Every chemistry-related research project needs to answer two essential questions: “What compound to design?” and “How to synthesize it?”.
Answering the first question is fundamentally difficult, that’s because we never know whether the our compound design is good enough, until we evaluate the actual product. As a matter of fact, we aren’t sure whether there is a solution at all. All we can do is repeat the design-synthesise-test cycle hoping to come up with something fit for the purpose.
Now, what comes to the second question regarding synthesis, everything seem to be much simpler. Once we have designed our compound, all the power of organic synthesis is here to serve us. This might be straightforward for basic structures and established workflows, but what if we dare to synthesize this beast?
As opposed to synthesis, retrosynthetic analysis aims to break down complex molecules into simpler components to discover the most efficient routes to get the desired product. This type of analysis has become increasingly important as the need for faster and more efficient drug discovery has grown. You can bet it requires a great deal of comprehensive knowledge, experience, creativity and serendipity to practice this art. Fortunately, the development of software designed to facilitate retrosynthetic analysis has made it easier than ever before.
It took months to devise a retrosynthesis of paclitaxel by the world’s best chemists back in the 1990s. In 2016, Chematica (Now Synthia) did it in just 7 seconds.

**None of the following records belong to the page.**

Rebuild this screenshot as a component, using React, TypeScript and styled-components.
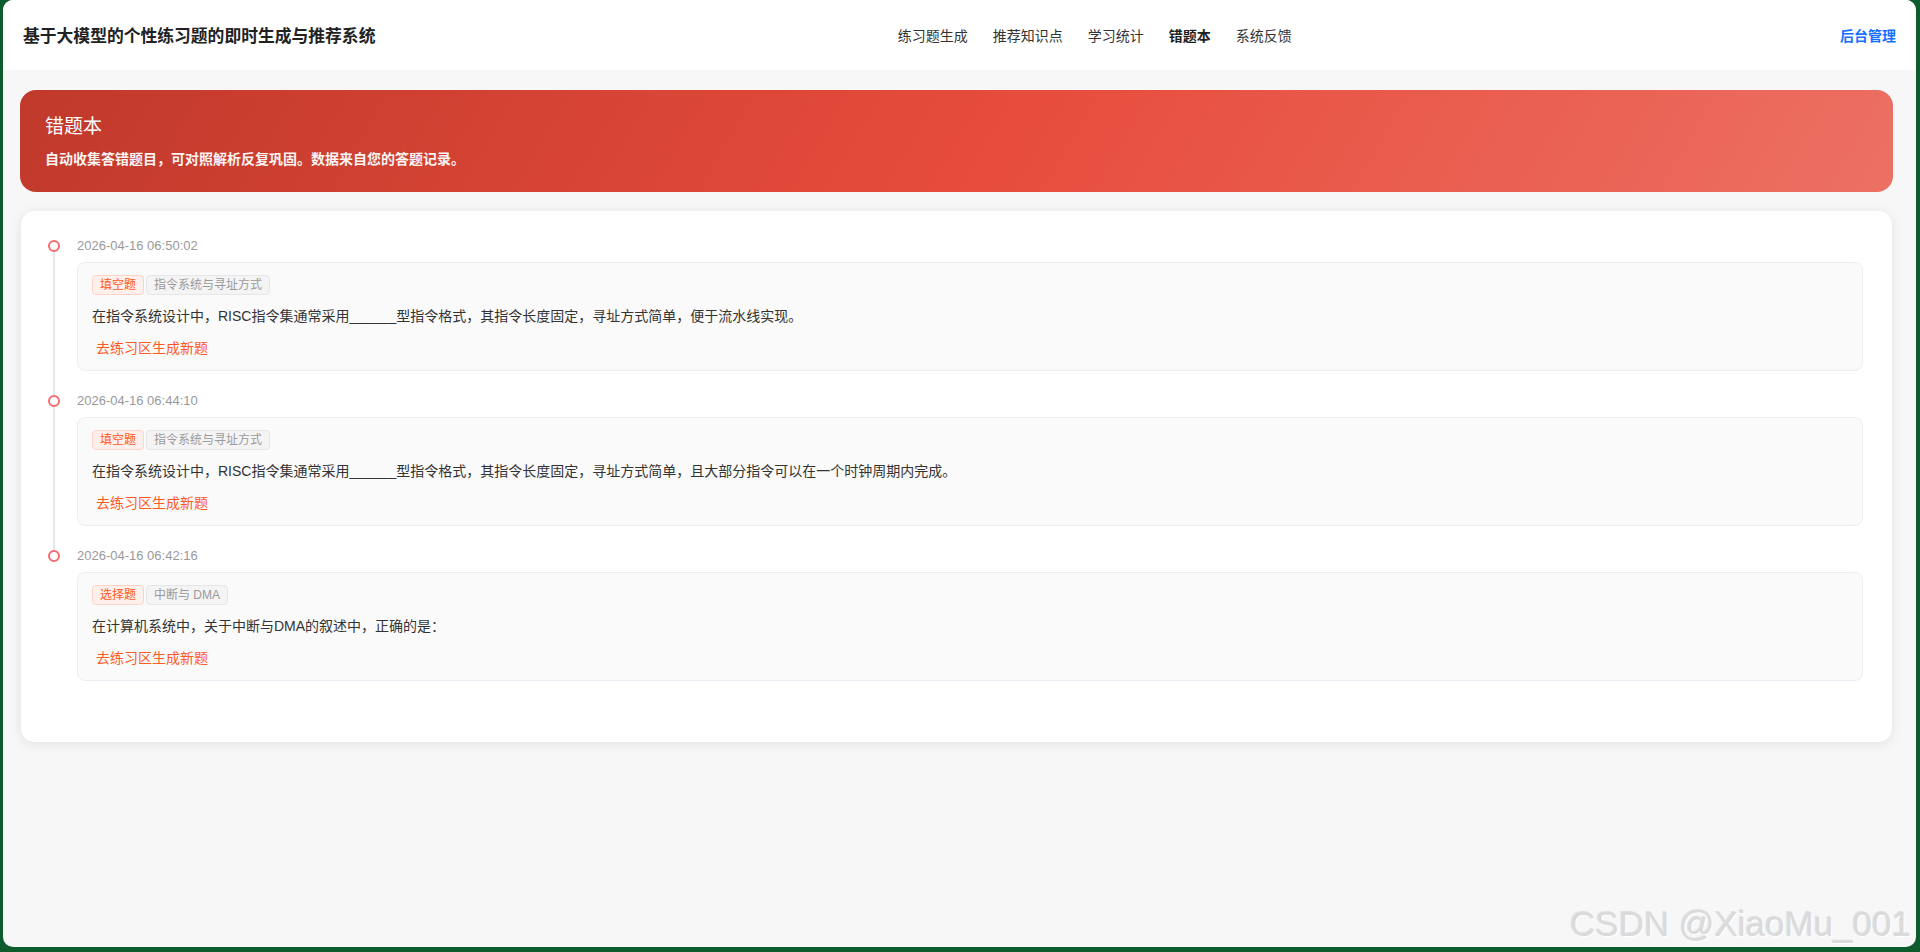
import React from "react";
import styled, { createGlobalStyle } from "styled-components";

const GlobalStyle = createGlobalStyle`
  * { box-sizing: border-box; }
  html, body { margin: 0; padding: 0; }
  body {
    background: #0e5b2d;
    font-family: "Liberation Sans", "Noto Sans CJK SC", sans-serif;
    color: #333;
  }
`;

const Frame = styled.div`
  position: relative;
  margin-left: 3px;
  width: 1913px;
  height: 947px;
  border-radius: 10px;
  overflow: hidden;
  background: #f7f7f7;
  display: flex;
  flex-direction: column;
`;

const Header = styled.header`
  height: 70px;
  flex-shrink: 0;
  display: flex;
  align-items: center;
  padding: 0 20px;
  background: #fff;
`;

const Brand = styled.div`
  font-size: 16.8px;
  font-weight: 700;
  color: #222;
  font-family: "Noto Sans CJK SC", sans-serif;
  white-space: nowrap;
`;

const Nav = styled.nav`
  flex: 1;
  display: flex;
  justify-content: center;
  gap: 25px;
  padding-right: 26px;
`;

const NavItem = styled.a<{ $active?: boolean }>`
  font-family: "Noto Sans CJK SC", sans-serif;
  font-size: 14px;
  color: ${(p) => (p.$active ? "#1f1f1f" : "#333")};
  font-weight: ${(p) => (p.$active ? 700 : 400)};
  text-decoration: none;
  cursor: pointer;
`;

const AdminLink = styled.a`
  font-family: "Noto Sans CJK SC", sans-serif;
  font-size: 14px;
  font-weight: 700;
  color: #1670ff;
  text-decoration: none;
`;

const Main = styled.main`
  flex: 1;
  padding: 20px 23px 0 17px;
  display: flex;
  flex-direction: column;
  gap: 19px;
`;

const Banner = styled.section`
  border-radius: 16px;
  padding: 22px 25px 24px;
  color: #fff;
  background: linear-gradient(120deg, #c0392b 0%, #e74c3c 52%, #ec7063 100%);
`;

const BannerTitle = styled.h2`
  margin: 0 0 10px;
  font-family: "Noto Sans CJK SC", sans-serif;
  font-size: 19px;
  line-height: 26px;
  font-weight: 400;
`;

const BannerText = styled.p`
  margin: 0;
  font-family: "Noto Sans CJK SC", sans-serif;
  font-size: 14px;
  line-height: 20px;
  font-weight: 600;
  opacity: 0.95;
`;

const Panel = styled.section`
  margin: 0 1px;
  background: #fff;
  border-radius: 14px;
  box-shadow: 0 2px 12px rgba(0, 0, 0, 0.09);
  padding: 25px 29px 41px 56px;
`;

const Timeline = styled.ul`
  list-style: none;
  margin: 0;
  padding: 0;
`;

const Entry = styled.li<{ $last?: boolean }>`
  position: relative;
  margin-bottom: 20px;

  &::before {
    content: "";
    display: ${(p) => (p.$last ? "none" : "block")};
    position: absolute;
    left: -24px;
    top: 10px;
    bottom: -30px;
    width: 2px;
    background: #e4e7ed;
  }
`;

const Dot = styled.span`
  position: absolute;
  left: -29px;
  top: 4px;
  width: 12px;
  height: 12px;
  border-radius: 50%;
  border: 2px solid #f56c6c;
  background: #fff;
  z-index: 1;
`;

const Stamp = styled.div`
  font-size: 13px;
  line-height: 20px;
  color: #999;
  margin-bottom: 6px;
`;

const ItemCard = styled.div`
  background: #fafafa;
  border: 1px solid #ebeef5;
  border-radius: 8px;
  padding: 12px 14px 9px;
`;

const Tags = styled.div`
  display: flex;
  gap: 2px;
  margin-bottom: 9px;
`;

const Tag = styled.span<{ $tone: "type" | "topic" }>`
  height: 20px;
  line-height: 18px;
  padding: 0 7px;
  font-size: 12px;
  border-radius: 4px;
  font-family: "Liberation Sans", "Noto Sans CJK SC", sans-serif;
  border: 1px solid ${(p) => (p.$tone === "type" ? "#ffd4c6" : "#e6e6e8")};
  background: ${(p) => (p.$tone === "type" ? "#fff0eb" : "#f4f4f5")};
  color: ${(p) => (p.$tone === "type" ? "#ff5722" : "#9a9a9a")};
`;

const Question = styled.p`
  margin: 0;
  font-size: 14px;
  line-height: 24px;
  color: #333;
`;

const PracticeLink = styled.button`
  display: block;
  margin-top: 5px;
  height: 28px;
  padding: 0 4px;
  border: none;
  background: none;
  font-family: "Noto Sans CJK SC", sans-serif;
  font-size: 14px;
  color: #ff5a1f;
  cursor: pointer;
`;

const Watermark = styled.div`
  position: absolute;
  right: 5px;
  bottom: 3px;
  font-family: "Liberation Sans", sans-serif;
  font-size: 35px;
  color: #dadada;
  text-shadow: 1px 1px 1px #fff, -1px -1px 1px rgba(0, 0, 0, 0.1);
  pointer-events: none;
`;

type Mistake = {
  time: string;
  type: string;
  topic: string;
  question: string;
};

const mistakes: Mistake[] = [
  {
    time: "2026-04-16 06:50:02",
    type: "填空题",
    topic: "指令系统与寻址方式",
    question:
      "在指令系统设计中，RISC指令集通常采用______型指令格式，其指令长度固定，寻址方式简单，便于流水线实现。",
  },
  {
    time: "2026-04-16 06:44:10",
    type: "填空题",
    topic: "指令系统与寻址方式",
    question:
      "在指令系统设计中，RISC指令集通常采用______型指令格式，其指令长度固定，寻址方式简单，且大部分指令可以在一个时钟周期内完成。",
  },
  {
    time: "2026-04-16 06:42:16",
    type: "选择题",
    topic: "中断与 DMA",
    question: "在计算机系统中，关于中断与DMA的叙述中，正确的是：",
  },
];

const navItems = ["练习题生成", "推荐知识点", "学习统计", "错题本", "系统反馈"];

export default function App() {
  return (
    <>
      <GlobalStyle />
      <Frame>
        <Header>
          <Brand>基于大模型的个性练习题的即时生成与推荐系统</Brand>
          <Nav>
            {navItems.map((n) => (
              <NavItem key={n} $active={n === "错题本"}>
                {n}
              </NavItem>
            ))}
          </Nav>
          <AdminLink>后台管理</AdminLink>
        </Header>
        <Main>
          <Banner>
            <BannerTitle>错题本</BannerTitle>
            <BannerText>自动收集答错题目，可对照解析反复巩固。数据来自您的答题记录。</BannerText>
          </Banner>
          <Panel>
            <Timeline>
              {mistakes.map((m, i) => (
                <Entry key={m.time} $last={i === mistakes.length - 1}>
                  <Dot />
                  <Stamp>{m.time}</Stamp>
                  <ItemCard>
                    <Tags>
                      <Tag $tone="type">{m.type}</Tag>
                      <Tag $tone="topic">{m.topic}</Tag>
                    </Tags>
                    <Question>{m.question}</Question>
                    <PracticeLink>去练习区生成新题</PracticeLink>
                  </ItemCard>
                </Entry>
              ))}
            </Timeline>
          </Panel>
        </Main>
        <Watermark>CSDN @XiaoMu_001</Watermark>
      </Frame>
    </>
  );
}
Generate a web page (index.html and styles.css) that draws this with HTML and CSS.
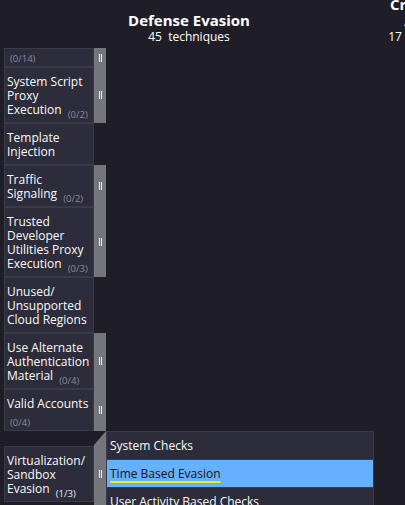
FILE: index.html
```html
<!DOCTYPE html>
<html lang="en">
<head>
<meta charset="utf-8">
<title>Defense Evasion</title>
<link rel="stylesheet" href="styles.css">
</head>
<body>
<div class="matrix">
  <section class="tactic tactic-main">
    <header class="tactic-header">
      <div class="tactic-name">Defense Evasion</div>
      <div class="tactic-count">45&nbsp; techniques</div>
    </header>
    <div class="techniques">
      <div class="row">
        <div class="cell cell-tail"><div class="tail-line"><span class="count">(0/14)</span></div></div>
        <div class="sidebar"><span class="grip"></span></div>
      </div>
      <div class="row">
        <div class="cell">System Script Proxy Execution <span class="count">(0/2)</span></div>
        <div class="sidebar"><span class="grip"></span></div>
      </div>
      <div class="row">
        <div class="cell">Template Injection</div>
        <div class="no-sidebar"></div>
      </div>
      <div class="row">
        <div class="cell">Traffic Signaling <span class="count">(0/2)</span></div>
        <div class="sidebar"><span class="grip"></span></div>
      </div>
      <div class="row">
        <div class="cell">Trusted Developer Utilities Proxy Execution <span class="count">(0/3)</span></div>
        <div class="sidebar"><span class="grip"></span></div>
      </div>
      <div class="row">
        <div class="cell">Unused/<wbr>Unsupported Cloud Regions</div>
        <div class="no-sidebar"></div>
      </div>
      <div class="row">
        <div class="cell">Use Alternate Authentication Material <span class="count">(0/4)</span></div>
        <div class="sidebar"><span class="grip"></span></div>
      </div>
      <div class="row">
        <div class="cell">Valid Accounts <span class="count">(0/4)</span></div>
        <div class="sidebar"><span class="grip"></span></div>
      </div>
      <div class="row row-expanded">
        <div class="cell">Virtualization/<wbr>Sandbox Evasion <span class="count count-active">(1/3)</span></div>
        <div class="sidebar sidebar-open"><span class="grip"></span></div>
        <div class="subs">
          <div class="sub">System Checks</div>
          <div class="sub sub-selected"><span class="sub-mark">Time Based Evasion</span></div>
          <div class="sub">User Activity Based Checks</div>
        </div>
      </div>
    </div>
  </section>
  <section class="tactic tactic-next">
    <header class="tactic-header">
      <div class="tactic-name">Credential Access</div>
      <div class="tactic-count">17&nbsp; techniques</div>
    </header>
  </section>
</div>
</body>
</html>
```
FILE: styles.css
```css
html, body {
  margin: 0;
  padding: 0;
  width: 405px;
  height: 505px;
  overflow: hidden;
  background: #1f1e27;
}

body {
  font-family: "Open Sans", "Noto Sans", sans-serif;
  color: #fafafa;
}

.matrix {
  display: flex;
  align-items: flex-start;
  width: max-content;
  padding-left: 4px;
}

.tactic {
  flex-shrink: 0;
  display: flex;
  flex-direction: column;
}

.tactic-main {
  width: 370px;
}

.tactic-next {
  width: 104px;
  margin-left: 3px;
}

.tactic-header {
  height: 45px;
  margin-bottom: 3px;
  display: flex;
  flex-direction: column;
  justify-content: flex-end;
  text-align: center;
  color: #ffffff;
}

.tactic-name {
  font-size: 15px;
  font-weight: 700;
  line-height: 16px;
}

.tactic-count {
  font-size: 12px;
  line-height: 17px;
}

.techniques {
  display: flex;
  flex-direction: column;
}

.row {
  display: flex;
  align-items: stretch;
}

.cell {
  width: 90px;
  flex-shrink: 0;
  box-sizing: border-box;
  background: #2d2c3b;
  border: 1px solid #3b3a49;
  padding: 7px 1px 5px 2px;
  font-size: 12px;
  line-height: 14px;
  color: #fafafa;
}

.cell-tail {
  padding-top: 0;
  padding-bottom: 5px;
}

.tail-line {
  height: 14px;
  margin-top: -2px;
}

.count {
  margin-left: 3px;
  font-size: 9.5px;
  line-height: 0;
  vertical-align: -4px;
  color: #8c8b97;
}

.count-active {
  color: #ececec;
}

.sidebar {
  width: 12px;
  flex-shrink: 0;
  background: #73767a;
  display: flex;
  align-items: center;
  justify-content: center;
}

.no-sidebar {
  width: 12px;
  flex-shrink: 0;
}

.grip {
  display: block;
  width: 1px;
  height: 8px;
  border-left: 1px solid #ececec;
  border-right: 1px solid #ececec;
  margin-left: 1px;
}

.row-expanded {
  align-items: center;
}

.sidebar-open {
  align-self: stretch;
  clip-path: polygon(100% 0, 100% 100%, 0 100%, 0 14px);
}

.subs {
  width: 268px;
  flex-shrink: 0;
  box-sizing: border-box;
  background: #2d2c3b;
  border: 1px solid #3b3a49;
  border-bottom: none;
  display: flex;
  flex-direction: column;
}

.sub {
  height: 27px;
  border-bottom: 1px solid #3b3a49;
  display: flex;
  align-items: center;
  padding-left: 3px;
  font-size: 12px;
  line-height: 14px;
  color: #fafafa;
}

.sub-selected {
  background: #65b0ff;
  color: #141414;
}

.sub-mark {
  text-decoration: underline;
  text-decoration-color: #f6ee00;
  text-decoration-thickness: 2px;
  text-underline-offset: 3px;
}
```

Software designed to assist retrosynthesis relies on algorithms to generate synthetic pathways. This approach is incredibly powerful, as it allows users to explore the chemical space more quickly than any human being. Generally, algorithms enumerate plausible routes of synthesis and weigh them on a second step to identify the optimal ones. Sounds much like a game of chess, right? Given that computers already beat human folk in chess and go, it looks safe to assume that computers might also excel in retrosynthesis as well, sounds logical? Maybe. Let’s dig in a little more.
Navigating known chemical space
Historically, the first and the most straightforward approach is to break some bonds in the target molecule and ask the literature what transformations could bind these pieces together. One ‘little’ complication is that the literature pile to search through is enormous and with each synthetic step we trace back to commercially available raw materials the number of possible variants grows exponentially. If the target compound takes 5 steps to obtain, the average number of synthetic routes to take into account is around 10^16.
Early software solutions for this problem worked like chemical calculators able to process large amounts of information. It requires a comprehensive reaction database with chemically appropriate data structure, elaborate algorithms and a good deal of computing power.
Popular proprietary services are SciFinder from the American Chemical Society and Reaxsys Synthesis Planner (Elsevier). These platforms combine retrosynthetic analysis with a user-friendly interface and easy access to a range of chemical databases. It also offers an automated patent search tool, making it easy to find relevant information.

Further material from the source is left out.